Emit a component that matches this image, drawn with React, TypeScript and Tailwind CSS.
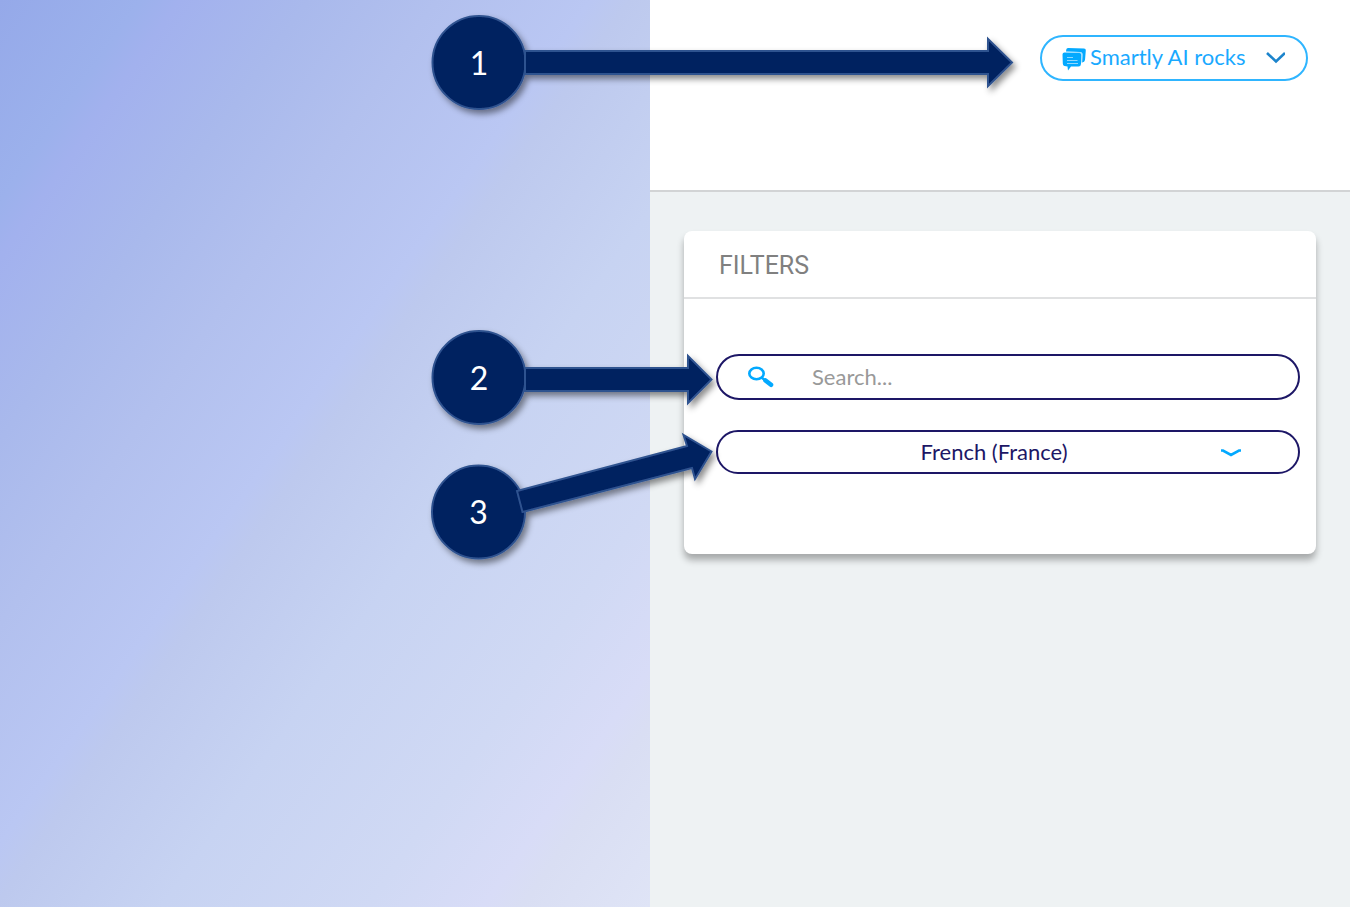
import React, { useState } from 'react';

const languages = ['French (France)', 'English (United States)', 'Spanish (Spain)'];

const ChatIcon = () => (
  <svg width="24" height="28" viewBox="0 0 24 28" aria-hidden="true" className="shrink-0">
    <path d="M6 5l16 .5q2 .2 1.800 2L23 17q-.3 2-3 2.500l.5-8q0-2.500-2.500-2.500L4 8.500l.3-2Q4.500 5 6 5Z" fill="#03a9ff" />
    <path d="M2.500 9.500l15 .5q2 .2 1.900 2L19 21q-.2 2.500-2.500 2.500H9L6 27.500l-.5-4-3-.5Q.8 22.500.8 20.500L.5 11.500q0-2 2-2Z" fill="#03a9ff" />
    <path d="M4 9l14 .5q2.300.2 2.200 2.500l-.4 7.500" fill="none" stroke="#7dd2ff" strokeWidth="0.800" />
    <path d="M5 14.500h6M5 17.500h10.500M5 20.500h11" stroke="#8fd8ff" strokeWidth="1" />
  </svg>
);

const SearchIcon = () => (
  <svg width="26" height="22" viewBox="0 0 26 22" aria-hidden="true" className="shrink-0">
    <ellipse cx="8.500" cy="7.500" rx="7.200" ry="5.800" fill="none" stroke="#03a9ff" strokeWidth="2.600" />
    <path d="M13.500 11.500l4 3" stroke="#03a9ff" strokeWidth="2.600" />
    <path d="M17.500 14.500l5.500 4.300" stroke="#03a9ff" strokeWidth="4.600" strokeLinecap="round" />
  </svg>
);

// Numbered marker with its arrow, both in the same svg space
const Callout = ({ label, cx, cy, arrow }: { label: string; cx: number; cy: number; arrow: string }) => (
  <g stroke="#2f528f" strokeWidth="2">
    <g fill="#002060" filter="url(#calloutShadow)">
      <circle cx={cx} cy={cy} r="46.500" />
      <polygon points={arrow} />
    </g>
    <text x={cx} y={cy + 12} textAnchor="middle" stroke="none" fill="#fff" className="font-['Lato',sans-serif] text-[32px]">
      {label}
    </text>
  </g>
);

const App = () => {
  const [search, setSearch] = useState('');
  const [language, setLanguage] = useState(languages[0]);

  return (
    <div className="relative flex min-h-screen w-full overflow-hidden font-['Lato',sans-serif]">
      {/* Gradient side */}
      <aside className="w-[650px] shrink-0 bg-[linear-gradient(125deg,#95a9e9_0%,#9cb1ec_11%,#a2b1ee_14%,#a9b9ec_24%,#b2c0ee_34%,#bac7f3_46%,#bdc9ee_49%,#c7d3f2_62%,#d0d9f4_78%,#d8dcf7_87%,#d9def3_90%,#dfe4f6_100%)]" />

      {/* Application side */}
      <main className="flex min-w-0 flex-1 flex-col bg-[#eef2f3]">
        <header className="flex h-48 items-start justify-end border-b-2 border-[#d2d4d5] bg-white px-[42px] pt-[35px]">
          <button type="button" className="flex h-[46px] w-[268px] items-center rounded-full border-2 border-[#2fb5ff] pb-0.5 pl-5 text-[22px] text-[#1aa9ff]">
            <ChatIcon />
            <span className="ml-1 whitespace-nowrap leading-7">Smartly AI rocks</span>
            <svg width="20" height="14" viewBox="0 0 20 14" aria-hidden="true" className="ml-5 shrink-0">
              <path d="M2 3l9 8.500L20 3" fill="none" stroke="#1c84cc" strokeWidth="2.600" />
            </svg>
          </button>
        </header>

        <section className="mx-[34px] mt-[39px] rounded-lg bg-white pb-20 shadow-[0_6px_7px_rgba(0,0,0,0.3)]">
          <h2 className="border-b-2 border-[#e0e1e2] px-[35px] pt-[17px] pb-[13px] font-['Roboto',sans-serif] text-[25px] leading-9 text-[#808080]">
            FILTERS
          </h2>
          <form className="flex flex-col gap-[30px] pt-[55px] pr-4 pl-8" onSubmit={(e) => e.preventDefault()}>
            <label className="flex h-[46px] items-center rounded-full border-2 border-[#1d1766] pl-[30px]">
              <SearchIcon />
              <input
                type="text"
                aria-label="Search"
                placeholder="Search..."
                value={search}
                onChange={(e) => setSearch(e.target.value)}
                className="ml-[38px] min-w-0 flex-1 text-[22px] leading-7 text-[#1d1766] outline-none placeholder:text-[#999999]"
              />
            </label>
            <div className="relative">
              <select
                aria-label="Language"
                value={language}
                onChange={(e) => setLanguage(e.target.value)}
                className="h-[44px] w-full appearance-none rounded-full border-2 border-[#1d1766] pr-7 text-center text-[22px] leading-7 text-[#1d1766] outline-none [text-align-last:center]"
              >
                {languages.map((name) => (
                  <option key={name}>{name}</option>
                ))}
              </select>
              <svg width="22" height="8" viewBox="0 0 22 8" aria-hidden="true" className="pointer-events-none absolute top-[19px] right-[58px]">
                <path d="M1 1.500h2L11 6l8-4.500H21" fill="none" stroke="#03a9ff" strokeWidth="2.600" />
              </svg>
            </div>
          </form>
        </section>
      </main>

      {/* Callouts over the page */}
      <svg width="1350" height="600" viewBox="0 0 1350 600" className="pointer-events-none absolute top-0 left-0">
        <defs>
          <filter id="calloutShadow" filterUnits="userSpaceOnUse" x="400" y="0" width="660" height="600">
            <feDropShadow dx="3" dy="4" stdDeviation="3" floodColor="#000" floodOpacity="0.45" />
          </filter>
        </defs>
        <Callout label="1" cx={479} cy={62.5} arrow="525,51 988,51 988,39 1012,62.500 988,86 988,74 525,74" />
        <Callout label="2" cx={479} cy={377.5} arrow="525,368 688,368 688,356 711.500,379.500 688,403 688,391 525,391" />
        <Callout label="3" cx={478.5} cy={512} arrow="517,491 687,446 683.500,435 711.500,451.500 695,479 692,468 522.500,512" />
      </svg>
    </div>
  );
};

export default App;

— Aim of the exercise —
Begin at the first line of the material and copy each line exactly through the one containing "const languages = ['French". Omit pictures.

— Exercise result —
Emit a component that matches this image, drawn with React, TypeScript and Tailwind CSS.
import React, { useState } from 'react';

const languages = ['French (France)', 'English (United States)', 'Spanish (Spain)'];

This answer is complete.